Rows from a dataset of pages and code:

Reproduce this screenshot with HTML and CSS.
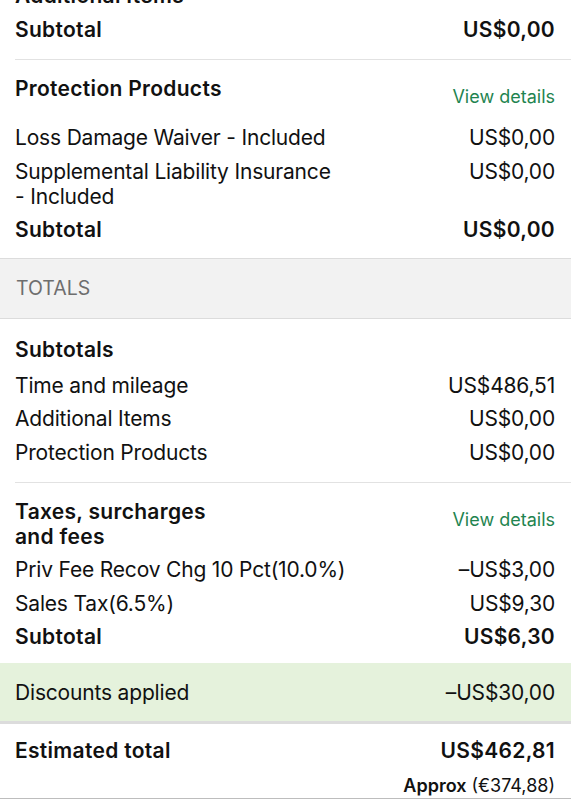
FILE: index.html
```html
<!DOCTYPE html>
<html>
<head>
<meta charset="utf-8">
<link rel="stylesheet" href="styles.css">
</head>
<body>
<div class="page">
  <section class="group group-first">
    <div class="inner">
      <div class="head-row"><div class="head">Additional Items</div></div>
      <div class="row strong"><span>Subtotal</span><span>US$0,00</span></div>
    </div>
  </section>

  <section class="group group-before-band">
    <div class="inner">
      <div class="head-row">
        <div class="head">Protection Products</div>
        <a class="link">View details</a>
      </div>
      <div class="row"><span class="label">Loss Damage Waiver - Included</span><span>US$0,00</span></div>
      <div class="row"><span class="label">Supplemental Liability Insurance<br>- Included</span><span>US$0,00</span></div>
      <div class="row strong"><span>Subtotal</span><span>US$0,00</span></div>
    </div>
  </section>

  <div class="band">TOTALS</div>

  <section class="group group-after-band">
    <div class="inner">
      <div class="head-row plain"><div class="head">Subtotals</div></div>
      <div class="row"><span>Time and mileage</span><span>US$486,51</span></div>
      <div class="row"><span>Additional Items</span><span>US$0,00</span></div>
      <div class="row"><span>Protection Products</span><span>US$0,00</span></div>
    </div>
  </section>

  <section class="group group-last">
    <div class="inner">
      <div class="head-row">
        <div class="head">Taxes, surcharges<br>and fees</div>
        <a class="link">View details</a>
      </div>
      <div class="row"><span>Priv Fee Recov Chg 10 Pct(10.0%)</span><span>–US$3,00</span></div>
      <div class="row"><span>Sales Tax(6.5%)</span><span>US$9,30</span></div>
      <div class="row strong"><span>Subtotal</span><span>US$6,30</span></div>
    </div>
  </section>

  <div class="discount">
    <span>Discounts applied</span><span>–US$30,00</span>
  </div>

  <div class="total">
    <div class="row strong"><span>Estimated total</span><span>US$462,81</span></div>
    <div class="approx"><b>Approx</b> (€374,88)</div>
  </div>
</div>
</body>
</html>
```

FILE: styles.css
```css
* { box-sizing: border-box; }
html, body { margin: 0; padding: 0; background: #fff; }
body {
  font-family: Inter, "Noto Sans", sans-serif;
  color: #111;
  font-size: 21px;
  line-height: 25px;
  letter-spacing: -0.18px;
}
.page { margin-top: -17px; overflow: hidden; }

.group { padding-left: 15px; }
.inner {
  border-bottom: 1px solid #e2e2e2;
  padding: 16px 16px 17px 0;
  display: flex;
  flex-direction: column;
  gap: 8.5px;
}
.group-first .inner { padding-top: 0; }
.group-before-band .inner { border-bottom: none; padding-bottom: 16px; }
.group-after-band .inner { padding-top: 18px; }
.group-last .inner { border-bottom: none; padding-bottom: 14px; }

.head-row { display: flex; justify-content: space-between; align-items: flex-start; }
.head { font-weight: 600; letter-spacing: 0.3px; }
.plain { margin-bottom: 2px; }
.link {
  color: #1f8450;
  font-size: 18px;
  padding: 8px 0;
  line-height: 25px;
  letter-spacing: 0;
}

.row { display: flex; justify-content: space-between; align-items: flex-start; }
.row > span:last-child { text-align: right; white-space: nowrap; }
.strong { font-weight: 600; letter-spacing: 0.3px; }

.band {
  background: #f2f2f2;
  border-top: 1px solid #dcdcdc;
  border-bottom: 1px solid #dcdcdc;
  height: 61px;
  padding-left: 16px;
  display: flex;
  align-items: center;
  color: #6e6e6e;
  font-size: 19.5px;
  letter-spacing: 0;
}

.discount {
  background: #e5f2dc;
  border-bottom: 3px solid #dcdcdc;
  height: 61px;
  padding: 0 16px 0 15px;
  display: flex;
  justify-content: space-between;
  align-items: center;
}

.total {
  padding: 14px 16px 2px 15px;
  border-bottom: 1px solid #bdbdbd;
}
.approx {
  text-align: right;
  font-size: 18px;
  line-height: 20px;
  margin-top: 12.5px;
  letter-spacing: 0;
}
.approx b { font-weight: 600; }
```
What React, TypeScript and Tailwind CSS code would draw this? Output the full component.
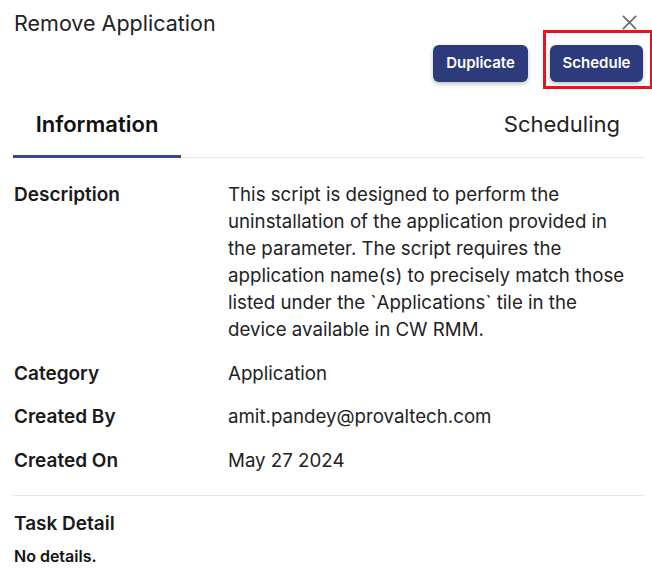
import React from "react";

const rows: { label: string; value: string }[] = [
  {
    label: "Description",
    value:
      "This script is designed to perform the uninstallation of the application provided in the parameter. The script requires the application name(s) to precisely match those listed under the `Applications` tile in the device available in CW RMM.",
  },
  { label: "Category", value: "Application" },
  { label: "Created By", value: "amit.pandey@provaltech.com" },
  { label: "Created On", value: "May 27 2024" },
];

export default function App() {
  return (
    <div
      className="relative w-[652px] h-[579px] overflow-hidden bg-white text-[#1f1f1f]"
      style={{ fontFamily: "Inter, 'Noto Sans', sans-serif" }}
    >
      {/* Header */}
      <div className="flex items-start justify-between pl-[14px] pr-[14px] pt-[9px]">
        <h2 className="text-[21.5px] leading-[28px] font-normal text-[#222]">Remove Application</h2>
        <button className="mt-[5px] text-[#6b6b6b]" aria-label="Close">
          <svg width="17" height="17" viewBox="0 0 18 18" fill="none" stroke="currentColor" strokeWidth="1.8">
            <path d="M2 2L16 16M16 2L2 16" />
          </svg>
        </button>
      </div>

      <div className="flex justify-end gap-[22px] pr-[9px] mt-[8px]">
        <button className="h-[37px] w-[95px] rounded-[6px] bg-[#2d3a7c] text-white text-[15px] font-semibold shadow-[0_2px_4px_rgba(0,0,0,0.25)]">
          Duplicate
        </button>
        <button className="h-[37px] w-[93px] rounded-[6px] bg-[#2d3a7c] text-white text-[15px] font-semibold shadow-[0_2px_4px_rgba(0,0,0,0.25)]">
          Schedule
        </button>
      </div>

      {/* annotation box */}
      <div className="absolute left-[543px] top-[30px] w-[110px] h-[59px] border-[3px] border-[#e8141b]" />

      {/* Tabs */}
      <div className="ml-[13px] mr-[8px] mt-[9px] flex justify-between border-b border-[#e6e6e6]">
        <div className="w-[168px] relative text-center text-[22px] leading-[30px] font-semibold text-[#111] pt-[18px] pb-[18px]">
          Information
          <div className="absolute left-0 right-0 bottom-[-1px] h-[3px] bg-[#35488c]" />
        </div>
        <div className="text-[22px] leading-[30px] font-normal text-[#222] pt-[18px] pb-[18px] pr-[24px]">
          Scheduling
        </div>
      </div>

      {/* Details */}
      <div className="grid grid-cols-[214px_1fr] gap-y-[16.5px] pl-[14px] pr-[16px] pt-[23px]">
        {rows.map((r) => (
          <React.Fragment key={r.label}>
            <div className="text-[19px] leading-[27px] font-semibold text-[#1a1a1a]">{r.label}</div>
            <div className="text-[18.7px] leading-[27px] text-[#222]">{r.value}</div>
          </React.Fragment>
        ))}
      </div>

      <div className="ml-[13px] mr-[8px] mt-[21px] border-t border-[#e6e6e6]" />

      <div className="pl-[14px] pt-[14px]">
        <div className="text-[19px] leading-[27px] font-semibold text-[#1a1a1a]">Task Detail</div>
        <div className="mt-[9px] text-[16px] leading-[20px] font-semibold text-[#111]">No details.</div>
      </div>
    </div>
  );
}
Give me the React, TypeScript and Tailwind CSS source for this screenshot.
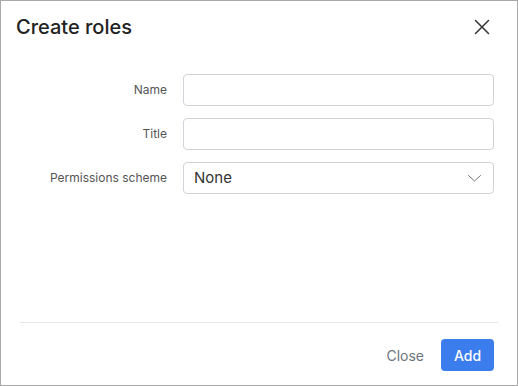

Short task: Lines of the material that contain the word "screenshot" are to be gathered.

Task answer:
Reproduce this screenshot with HTML and CSS.
Give me the React, TypeScript and Tailwind CSS source for this screenshot.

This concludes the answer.